In what appears to have been her final book, she tackles a subject that will be immediately familiar to fans of Coetzee's Waiting for the Barbarians, in fact, I believe it was the promise of the blurb that drew me in in the first place .. "a garrison.. on the Syrian frontier".

The garrison post is actually the desert oasis of Palmyra, now famous mostly for its destruction at the hands of ISIS a few years ago. But when Elliott sets her story, it marks the eastern boundary of the decaying Roman Empire. The man in charge, General Fidus Octavius, left behind his loving wife Livia and daughter Paulina back in Italy (Tivoli), and also a son Rufus who went off to soldier in Africa under a dark cloud. But all of that was many years ago, and in all that time, there has been no relief, and even postal communication has ceased in recent years. Octavius keeps the post going, in a manner of speaking, with the help of the veterans Otto and Probus and the sophisto noob officer Severus but the going is getting tougher by the season. Across the oasis live a band of Bedouins, whose relations with the garrison are a mix of necessary commerce and distant wariness. The elderly Bedouin leader Hatim, who was Fidus's friend, has died lately, leaving the succession to his hard son Antarah and his fat feckless son Imru, there is also a daughter Manah whom the author gives the role of kohl-eyed oriental houri (which is kind of lame). From time to time, we also catch glimpses of Livia's life, holed up as she is with a band of Christian fugitives in the Italian mountains, raising the little Paulina while penning wistful missives to the unknowing husband.

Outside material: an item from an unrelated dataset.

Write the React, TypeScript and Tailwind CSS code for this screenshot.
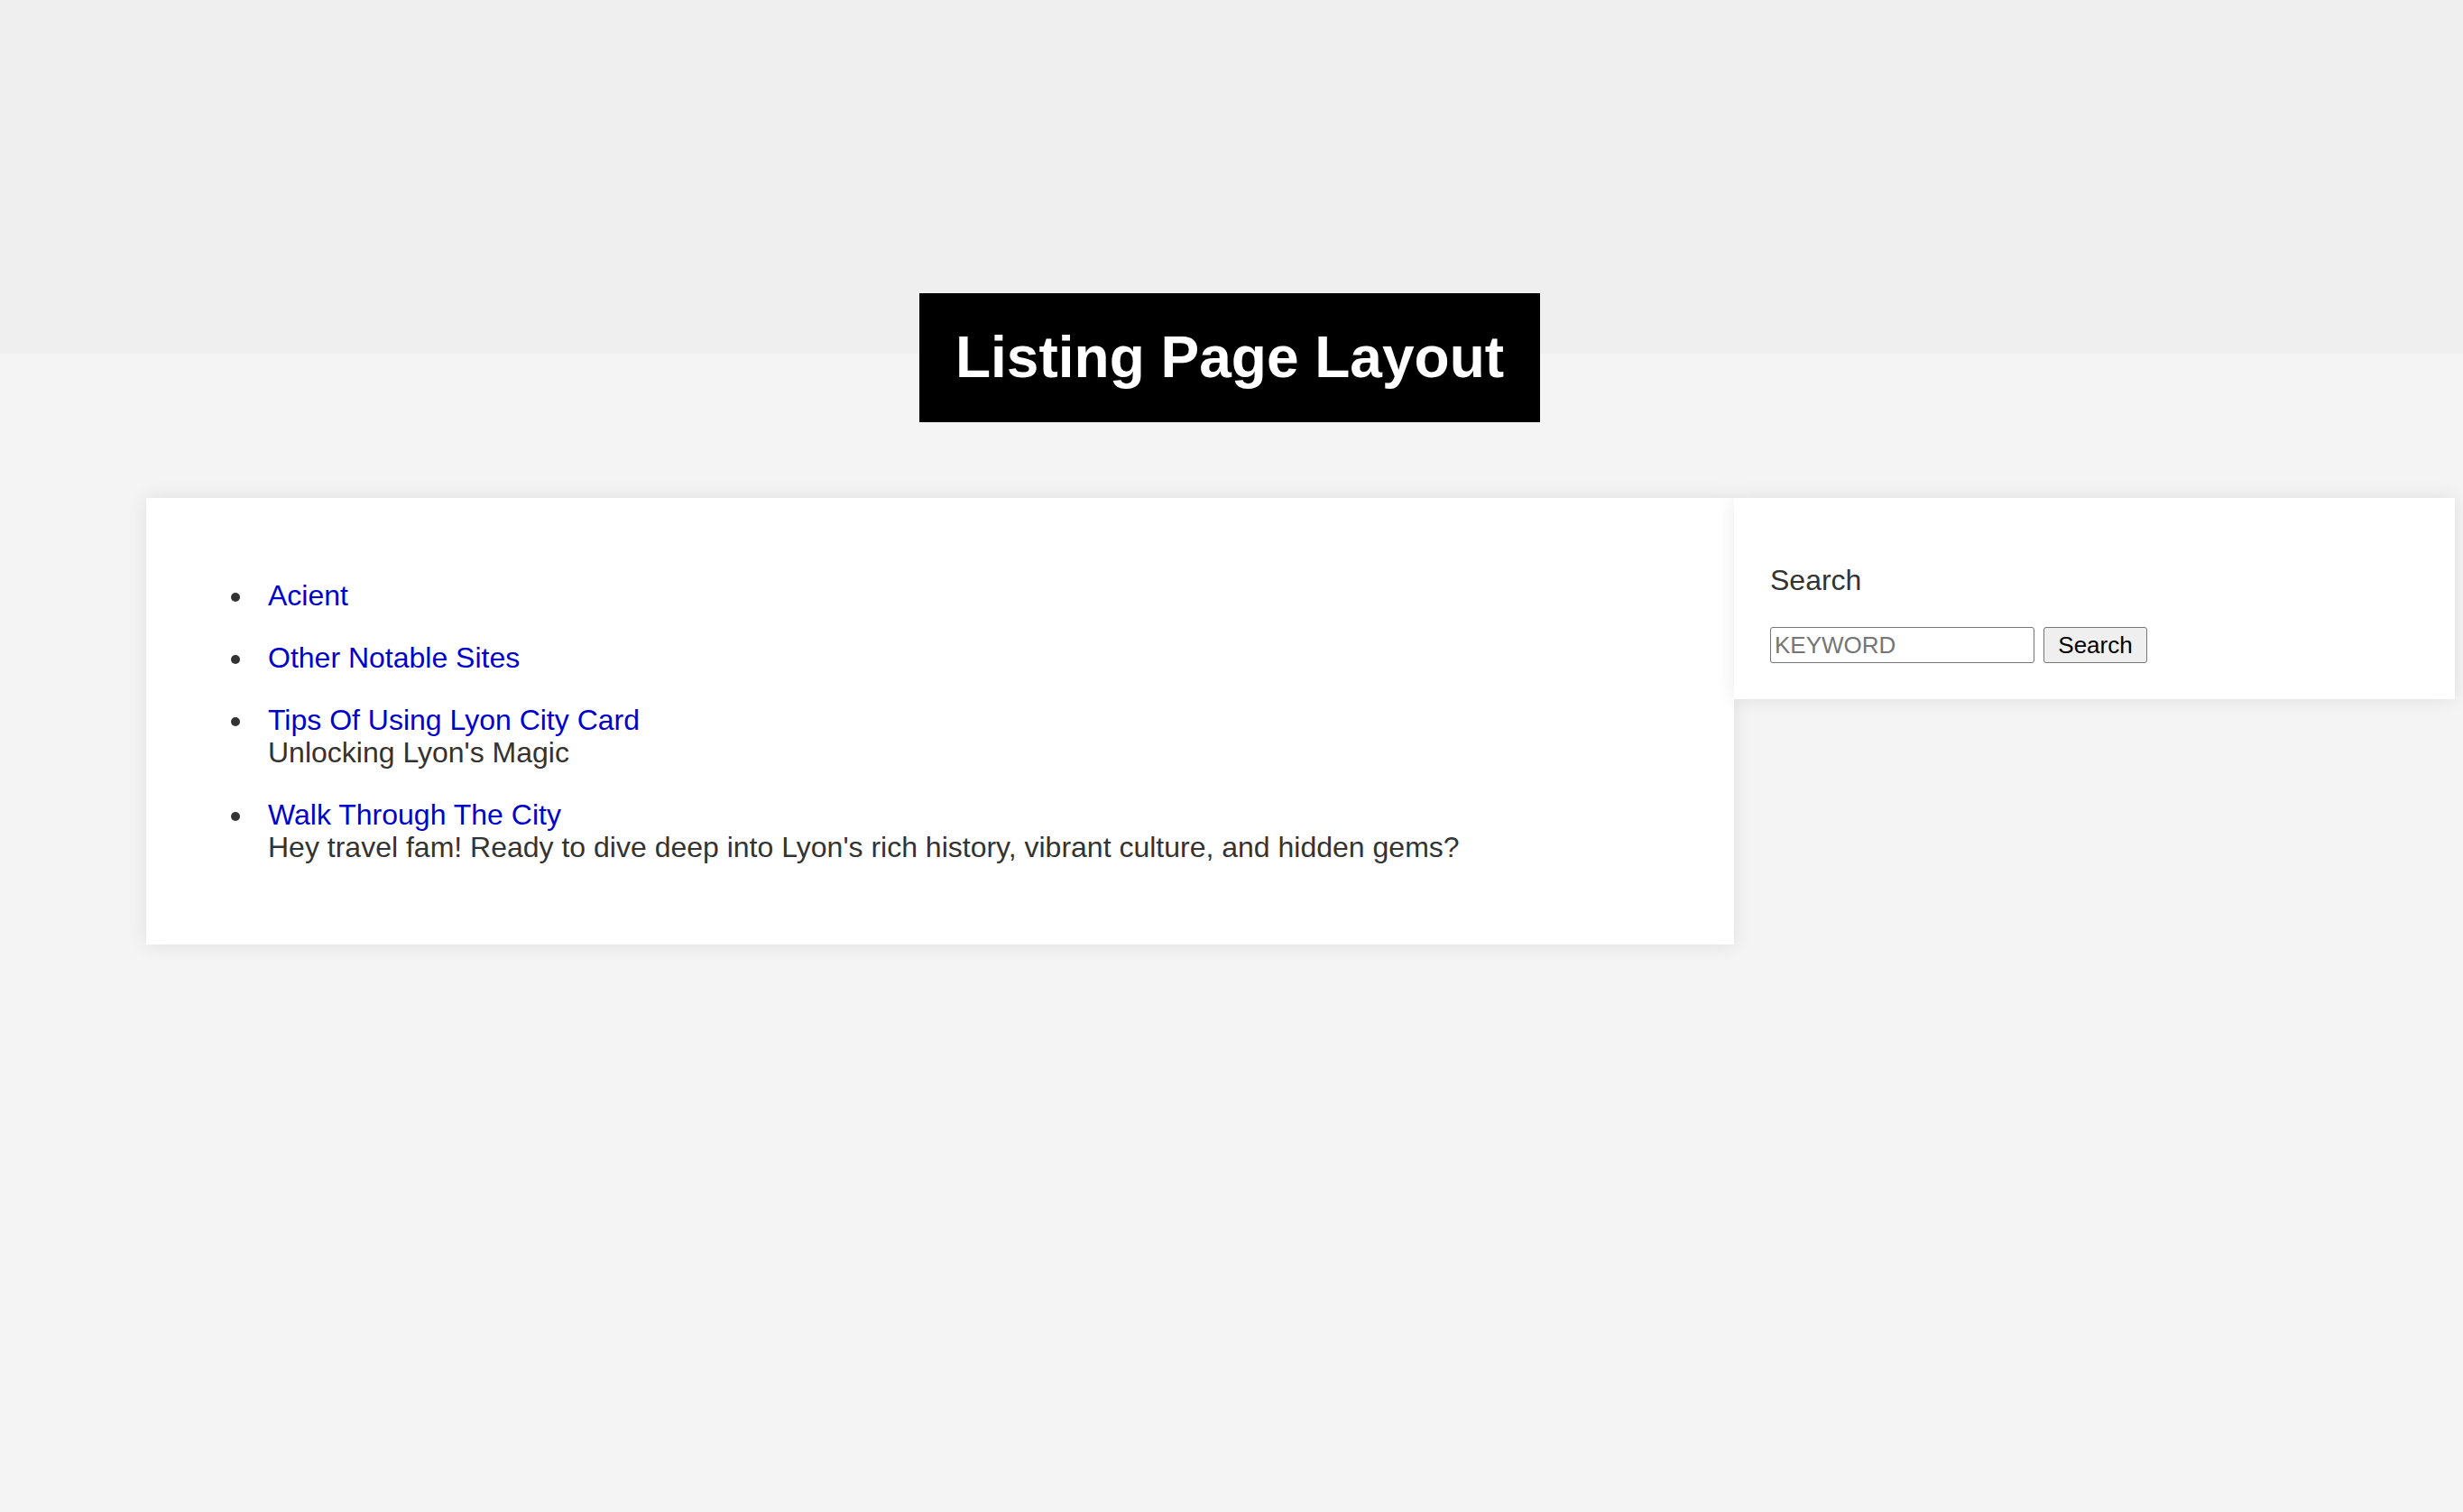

Such is the setup. Will Octavius be relieved, will he ever get back to Italy, will he see Livia again in this life? Will his garrison perish through hunger and disease, or be put to the sword by the Bedu or the never-seen Blue Savages who exist only as a mythical shadow across the face of the desert? Under the pitiless sun, abandoned in the barren wastes of sand and stone, does any of it even matter? Elliott works her effect through short chapters, quick changes in narrator (skilful, this), relentless intercutting between the present and Fidus' memories of childhood and youth. Her style is brisk yet elusive, depending more on suggestion than exposition, and it is a rather compelling portrait of a man of command that she builds up, losing his mind, and lost in space and time in a manner not dissimilar to that of the Magistrate in Coetzee's book. There may not quite be a "there" here, the philosophical musings and tortured memories of Octavius notwithstanding; at least with a dozen pages left till the end, there is still not much sign of a denouement. But maybe I don't really need a flash-bang ending all that much, for this is a success even in purely stylistic terms and I've enjoyed the ride well enough not to care greatly about the destination.

PS There is one profound mystery at the heart of the book - its precise setting in time. The back blurb says "revived Roman empire", every sign points to some time in the first couple of centuries after Christ, and yet, and yet Elliott sprinkles in lots of modern-day military references, from tanks and guns to a full-blown plane crash-landed and rusting away in the desert! Odd, very odd indeed. I'm not sure I have an answer.